Begin at the top of the records below and return each line exactly through the line with "pt-[7px] h-[36px] text-[18px]". Skip pictures.

## Rows
Begin
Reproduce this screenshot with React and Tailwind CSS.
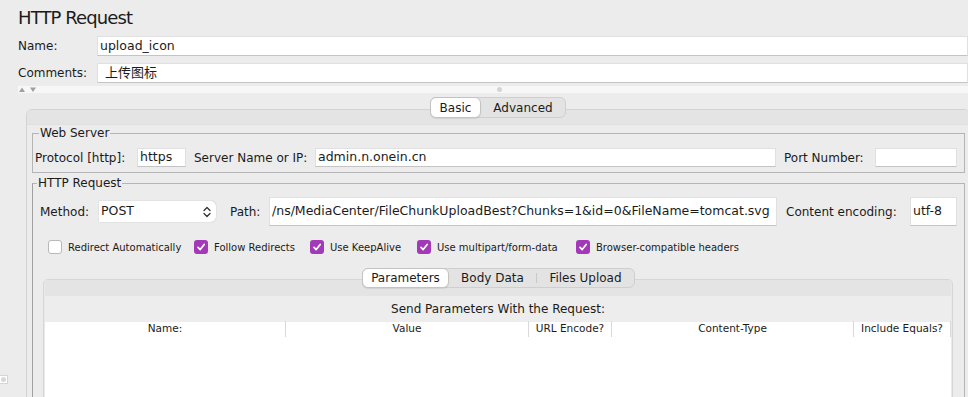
import React from "react"

// small pieces
function Input({ value = "", className = "" }) {
    return (
        <div className={`bg-white border border-[#e0e0e0] border-b-[#c4c4c4] flex items-center whitespace-nowrap overflow-hidden text-[12.5px] text-[#1b1b1b] ${className}`}>
            {value}
        </div>
    )
}

function Check({ checked, label, className = "" }) {
    return (
        <div className={`flex items-center ${className}`}>
            {checked ? (
                <span className="w-[14px] h-[14px] rounded-[3px] bg-[#a23ab7] flex items-center justify-center shrink-0">
                    <svg width="10" height="10" viewBox="0 0 10 10">
                        <path d="M2 5.3 L4.2 7.6 L8.2 2.4" fill="none" stroke="white" strokeWidth="1.7" strokeLinecap="round" strokeLinejoin="round" />
                    </svg>
                </span>
            ) : (
                <span className="w-[14px] h-[14px] rounded-[3px] bg-white border border-[#b9b9b9] shrink-0" />
            )}
            <span className="ml-[6px] text-[10px] text-[#1b1b1b] whitespace-nowrap">{label}</span>
        </div>
    )
}

function Chevrons() {
    return (
        <svg width="10" height="14" viewBox="0 0 10 14">
            <path d="M2 5.5 L5 2.5 L8 5.5" fill="none" stroke="#333" strokeWidth="1.3" strokeLinecap="round" strokeLinejoin="round" />
            <path d="M2 8.5 L5 11.5 L8 8.5" fill="none" stroke="#333" strokeWidth="1.3" strokeLinecap="round" strokeLinejoin="round" />
        </svg>
    )
}

export default function App() {
    return (
        <div className="w-[968px] h-[397px] bg-[#ececec] overflow-hidden relative font-['DejaVu_Sans','Noto_Sans_CJK_SC',sans-serif] text-[#1b1b1b]">

            {/* title + name/comments */}
            <div className="pl-[18px] pt-[7px] h-[36px] text-[18px] leading-[22px] tracking-[-0.9px]">HTTP Request</div>

            <div className="flex items-center h-[20px] pl-[18px]">
                <span className="w-[79px] text-[12px]">Name:</span>
                <Input value="upload_icon" className="flex-1 h-[20px] pl-[2px]" />
            </div>

            <div className="flex items-center h-[20px] pl-[18px] mt-[7px]">
                <span className="w-[79px] text-[12px]">Comments:</span>
                <Input value="上传图标" className="flex-1 h-[20px] pl-[7px] !text-[13px]" />
            </div>

            {/* splitter */}
            <div className="ml-[18px] mt-[3px] h-[7px] bg-[#f7f7f7] flex items-center">
                <svg width="20" height="6" viewBox="0 0 20 6" className="ml-[1px]">
                    <path d="M0 5 L3 0.5 L6 5 Z" fill="#a0a0a0" />
                    <path d="M11 0.5 L17 0.5 L14 5 Z" fill="#a0a0a0" />
                </svg>
                <span className="ml-[458px] w-[5px] h-[5px] rounded-full bg-[#d4d4d4]" />
            </div>

            {/* outer tabbed pane */}
            <div className="ml-[26px] w-[944px]">
                <div className="flex justify-center mt-[4px] relative z-10">
                    <div className="flex h-[21px] rounded-[6px] border border-[#cfcfcf] bg-[#e3e3e3] text-[12px]">
                        <div className="w-[51px] -my-[1px] -ml-[1px] bg-white border border-[#c3c3c3] rounded-[6px] shadow-[0_1px_1px_rgba(0,0,0,0.08)] flex items-center justify-center">Basic</div>
                        <div className="w-[84px] flex items-center justify-center">Advanced</div>
                    </div>
                </div>

                <div className="-mt-[9px] h-[400px] border border-[#d3d3d3] rounded-t-[6px] bg-[#ececec] overflow-hidden">
                    <div className="h-[15px] bg-[#e4e4e4] border-b border-[#e0e0e0]" />

                    <div className="pl-[5px] pr-[4px]">
                        {/* Web Server */}
                        <fieldset className="border border-[#b4b4b4] mt-[1px] pl-[2px] pr-[7px] pt-[7px] pb-[5px]">
                            <legend className="ml-[4px] px-[1px] text-[12px] leading-[15px]">Web Server</legend>
                            <div className="flex items-center h-[19px] text-[12px]">
                                <span className="w-[102px] whitespace-nowrap">Protocol [http]:</span>
                                <Input value="https" className="w-[49px] h-[19px] pl-[2px]" />
                                <span className="ml-[8px] w-[121px] whitespace-nowrap">Server Name or IP:</span>
                                <Input value="admin.n.onein.cn" className="flex-1 h-[19px] pl-[2px]" />
                                <span className="ml-[8px] w-[91px] whitespace-nowrap">Port Number:</span>
                                <Input value="" className="w-[82px] h-[19px]" />
                            </div>
                        </fieldset>

                        {/* HTTP Request */}
                        <fieldset className="border border-[#b4b4b4] border-l-[#a0a0a0] mt-[3px] h-[300px]">
                            <legend className="ml-[4px] px-[1px] text-[12px] leading-[15px]">HTTP Request</legend>

                            <div className="flex items-center h-[29px] mt-[6px] pl-[7px] pr-[7px] text-[12px]">
                                <span className="w-[59px]">Method:</span>
                                <div className="w-[117px] h-[21px] bg-white rounded-r-[5px] shadow-[0_0_1px_rgba(0,0,0,0.35)] flex items-center justify-between pl-[2px] pr-[4px] text-[12.5px]">
                                    POST
                                    <Chevrons />
                                </div>
                                <span className="ml-[14px] w-[39px]">Path:</span>
                                <Input value="/ns/MediaCenter/FileChunkUploadBest?Chunks=1&id=0&FileName=tomcat.svg" className="flex-1 h-[29px] pl-[2px]" />
                                <span className="ml-[9px] w-[124px] whitespace-nowrap">Content encoding:</span>
                                <Input value="utf-8" className="w-[47px] h-[29px] pl-[2px]" />
                            </div>

                            <div className="flex items-center h-[14px] mt-[14px] pl-[15px]">
                                <Check className="w-[146px]" label="Redirect Automatically" />
                                <Check className="w-[116px]" checked label="Follow Redirects" />
                                <Check className="w-[107px]" checked label="Use KeepAlive" />
                                <Check className="w-[159px]" checked label="Use multipart/form-data" />
                                <Check checked label="Browser-compatible headers" />
                            </div>

                            {/* parameters tabs */}
                            <div className="flex justify-center mt-[14px] relative z-10">
                                <div className="flex h-[20px] rounded-[6px] border border-[#cfcfcf] bg-[#e3e3e3] text-[12px]">
                                    <div className="w-[87px] -my-[1px] -ml-[1px] bg-white border border-[#c3c3c3] rounded-[6px] shadow-[0_1px_1px_rgba(0,0,0,0.08)] flex items-center justify-center">Parameters</div>
                                    <div className="w-[87px] flex items-center justify-center">Body Data</div>
                                    <div className="w-px my-[4px] bg-[#c9c9c9]" />
                                    <div className="w-[97px] flex items-center justify-center">Files Upload</div>
                                </div>
                            </div>

                            <div className="-mt-[9px] ml-[10px] mr-[11px] h-[200px] border border-[#d6d6d6] rounded-t-[5px] bg-[#e9e9e9] px-[1px]">
                                <div className="h-[16px] bg-[#e4e4e4]" />
                                <div className="h-[26px] bg-[#ededed] flex items-center justify-center text-[12px]">Send Parameters With the Request:</div>
                                <div className="bg-white h-[160px]">
                                    <div className="flex h-[14px] items-center text-[10.5px]">
                                        <div className="w-[241px] text-center border-r border-[#d9d9d9]">Name:</div>
                                        <div className="w-[243px] text-center border-r border-[#d9d9d9]">Value</div>
                                        <div className="w-[83px] text-center border-r border-[#d9d9d9]">URL Encode?</div>
                                        <div className="w-[242px] text-center border-r border-[#d9d9d9]">Content-Type</div>
                                        <div className="w-[97px] text-center border-r border-[#d9d9d9]">Include Equals?</div>
                                    </div>
                                </div>
                            </div>
                        </fieldset>
                    </div>
                </div>
            </div>

            {/* left split knob */}
            <div className="absolute left-0 top-[375px] w-[8px] h-[9px] bg-white border border-l-0 border-[#d6d6d6] flex items-center justify-center">
                <span className="w-[5px] h-[5px] rounded-full bg-[#d8d8d8]" />
            </div>
        </div>
    )
}
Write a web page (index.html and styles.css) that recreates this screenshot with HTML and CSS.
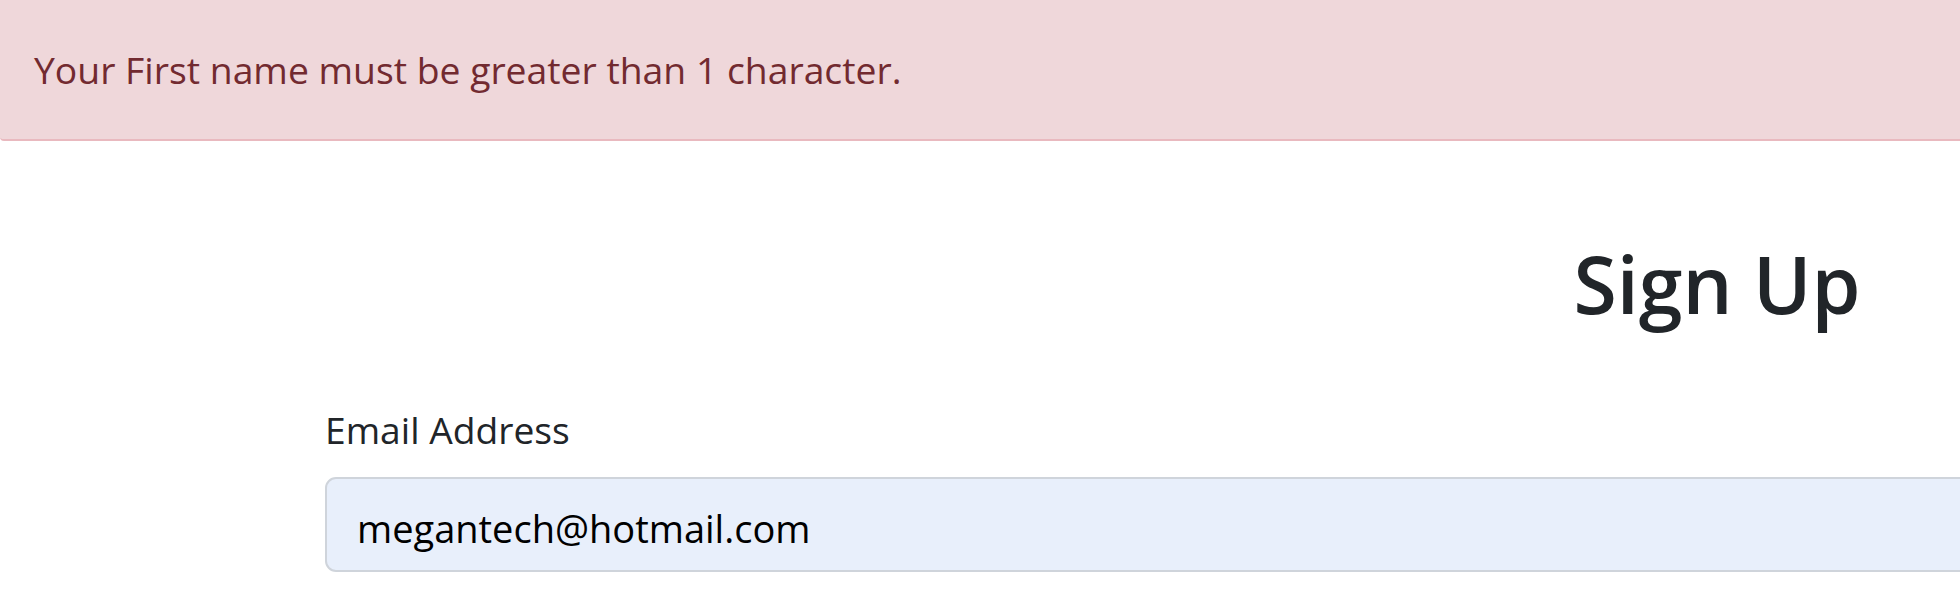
FILE: index.html
```html
<!DOCTYPE html>
<html lang="en">
<head>
<meta charset="utf-8">
<title>Sign Up</title>
<link rel="stylesheet" href="styles.css">
</head>
<body>
<div class="alert">Your First name must be greater than 1 character.</div>
<main class="page">
  <form class="signup">
    <h1 class="title">Sign Up</h1>
    <div class="field">
      <label class="label" for="email">Email Address</label>
      <input class="input" id="email" type="email" value="megantech@hotmail.com">
    </div>
  </form>
</main>
</body>
</html>
```
FILE: styles.css
```css
html, body {
  margin: 0;
  padding: 0;
  background: #ffffff;
  overflow: hidden;
  width: 1960px;
  height: 615px;
}
body {
  font-family: "Open Sans", "Noto Sans", sans-serif;
  color: #212529;
}
.alert {
  background: #efd7da;
  color: #722a30;
  border-bottom: 2px solid #e9b9bf;
  border-bottom-left-radius: 4px;
  padding: 40px 34px 39px;
  font-size: 37.3px;
  line-height: 60px;
  white-space: nowrap;
}
.page {
  padding-left: 325px;
}
.signup {
  width: 2784px;
  display: flex;
  flex-direction: column;
}
.title {
  margin: 95px 0 0;
  text-align: center;
  font-size: 78.8px;
  font-weight: 600;
  line-height: 96px;
  color: #212529;
}
.field {
  margin-top: 68px;
  display: flex;
  flex-direction: column;
  gap: 17px;
}
.label {
  font-size: 37.2px;
  line-height: 60px;
  color: #212529;
}
.input {
  box-sizing: border-box;
  height: 95px;
  width: 100%;
  padding: 6px 30px 0;
  border: 2px solid #cfd4db;
  border-radius: 11px;
  background: #e8effb;
  color: #000000;
  font-family: "Open Sans", "Noto Sans", sans-serif;
  font-size: 38px;
  outline: none;
}
```
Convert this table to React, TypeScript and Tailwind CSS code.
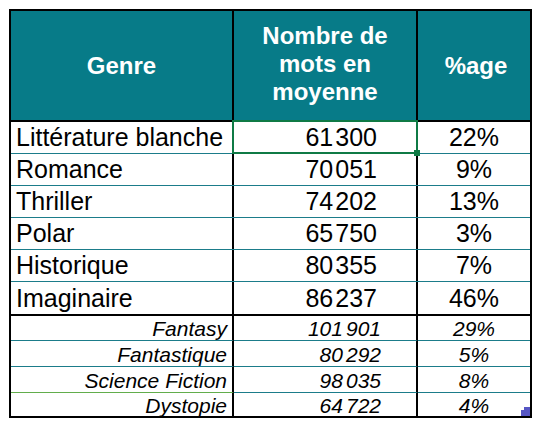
import React from "react";

const mainRows = [
  { genre: "Littérature blanche", a: "61", b: "300", pct: "22%" },
  { genre: "Romance", a: "70", b: "051", pct: "9%" },
  { genre: "Thriller", a: "74", b: "202", pct: "13%" },
  { genre: "Polar", a: "65", b: "750", pct: "3%" },
  { genre: "Historique", a: "80", b: "355", pct: "7%" },
  { genre: "Imaginaire", a: "86", b: "237", pct: "46%" },
];

const subRows = [
  { genre: "Fantasy", a: "101", b: "901", pct: "29%" },
  { genre: "Fantastique", a: "80", b: "292", pct: "5%" },
  { genre: "Science Fiction", a: "98", b: "035", pct: "8%" },
  { genre: "Dystopie", a: "64", b: "722", pct: "4%" },
];

export default function App() {
  return (
    <div className="w-[540px] h-[424px] bg-white pl-[9px] pt-[9px] font-['Liberation_Sans',Arial,sans-serif] text-black">
      <div className="w-[523px] border-2 border-black">
        {/* header */}
        <div className="flex h-[111px] bg-[#077b88] text-white font-bold text-[24px] border-b-2 border-black">
          <div className="w-[223px] border-r-2 border-black flex items-center justify-center">Genre</div>
          <div className="w-[184px] border-r-2 border-black flex items-center justify-center text-center leading-[28px] pb-[4px]">
            Nombre de
            <br />
            mots en
            <br />
            moyenne
          </div>
          <div className="flex-1 flex items-center justify-center pl-[4px]">%age</div>
        </div>

        {mainRows.map((r, i) => {
          const last = i === mainRows.length - 1;
          return (
            <div
              key={r.genre}
              className={
                last
                  ? "flex h-[34px] text-[25px] border-b-2 border-black"
                  : "flex h-[32px] text-[25px] border-b border-[#1b7c8a]"
              }
            >
              <div className="w-[223px] border-r-2 border-black flex items-center pl-[5px] pt-px">{r.genre}</div>
              <div className="relative w-[184px] border-r-2 border-black flex items-center justify-end pr-[39px] pt-px">
                {r.a}
                <span className="ml-[2px]">{r.b}</span>
                {i === 0 && (
                  <div className="absolute -left-[2px] -top-[2px] -right-[2px] -bottom-px border-2 border-[#0f7a45] z-10">
                    <div className="absolute -right-[4px] -bottom-[4px] w-[6px] h-[6px] bg-[#0f7a45]" />
                  </div>
                )}
              </div>
              <div className="flex-1 flex items-center justify-center pt-px">{r.pct}</div>
            </div>
          );
        })}

        {subRows.map((r, i) => {
          const last = i === subRows.length - 1;
          const h = last ? "h-[23px]" : i === 0 ? "h-[25px]" : "h-[26px]";
          return (
            <div key={r.genre} className={`flex ${h} text-[21px] italic`}>
              <div
                className={
                  i === 2
                    ? "w-[223px] border-r-2 border-r-black border-b border-b-[#62ad4c] flex items-center justify-end pr-[5px] pt-[2px]"
                    : last
                      ? "w-[223px] border-r-2 border-black flex items-center justify-end pr-[5px] pt-[2px]"
                      : "w-[223px] border-r-2 border-r-black border-b border-b-[#1b7c8a] flex items-center justify-end pr-[5px] pt-[2px]"
                }
              >
                {r.genre}
              </div>
              <div
                className={
                  last
                    ? "w-[184px] border-r-2 border-black flex items-center justify-end pr-[35px] pt-[2px]"
                    : "w-[184px] border-r-2 border-r-black border-b border-b-[#1b7c8a] flex items-center justify-end pr-[35px] pt-[2px]"
                }
              >
                {r.a}
                <span className="ml-[3px]">{r.b}</span>
              </div>
              <div
                className={
                  last
                    ? "relative flex-1 flex items-center justify-center pt-[2px]"
                    : "flex-1 border-b border-[#1b7c8a] flex items-center justify-center pt-[2px]"
                }
              >
                {r.pct}
                {last && (
                  <div className="absolute right-0 bottom-0 w-[9px] h-[9px]">
                    <div className="absolute right-0 bottom-0 w-[9px] h-[6px] bg-[#5656c4]" />
                    <div className="absolute right-0 top-0 w-[6px] h-[3px] bg-[#5656c4]" />
                  </div>
                )}
              </div>
            </div>
          );
        })}
      </div>
    </div>
  );
}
End
## Exercise answer
Reproduce this screenshot with React and Tailwind CSS.
import React from "react"

// small pieces
function Input({ value = "", className = "" }) {
    return (
        <div className={`bg-white border border-[#e0e0e0] border-b-[#c4c4c4] flex items-center whitespace-nowrap overflow-hidden text-[12.5px] text-[#1b1b1b] ${className}`}>
            {value}
        </div>
    )
}

function Check({ checked, label, className = "" }) {
    return (
        <div className={`flex items-center ${className}`}>
            {checked ? (
                <span className="w-[14px] h-[14px] rounded-[3px] bg-[#a23ab7] flex items-center justify-center shrink-0">
                    <svg width="10" height="10" viewBox="0 0 10 10">
                        <path d="M2 5.3 L4.2 7.6 L8.2 2.4" fill="none" stroke="white" strokeWidth="1.7" strokeLinecap="round" strokeLinejoin="round" />
                    </svg>
                </span>
            ) : (
                <span className="w-[14px] h-[14px] rounded-[3px] bg-white border border-[#b9b9b9] shrink-0" />
            )}
            <span className="ml-[6px] text-[10px] text-[#1b1b1b] whitespace-nowrap">{label}</span>
        </div>
    )
}

function Chevrons() {
    return (
        <svg width="10" height="14" viewBox="0 0 10 14">
            <path d="M2 5.5 L5 2.5 L8 5.5" fill="none" stroke="#333" strokeWidth="1.3" strokeLinecap="round" strokeLinejoin="round" />
            <path d="M2 8.5 L5 11.5 L8 8.5" fill="none" stroke="#333" strokeWidth="1.3" strokeLinecap="round" strokeLinejoin="round" />
        </svg>
    )
}

export default function App() {
    return (
        <div className="w-[968px] h-[397px] bg-[#ececec] overflow-hidden relative font-['DejaVu_Sans','Noto_Sans_CJK_SC',sans-serif] text-[#1b1b1b]">

            {/* title + name/comments */}
            <div className="pl-[18px] pt-[7px] h-[36px] text-[18px] leading-[22px] tracking-[-0.9px]">HTTP Request</div>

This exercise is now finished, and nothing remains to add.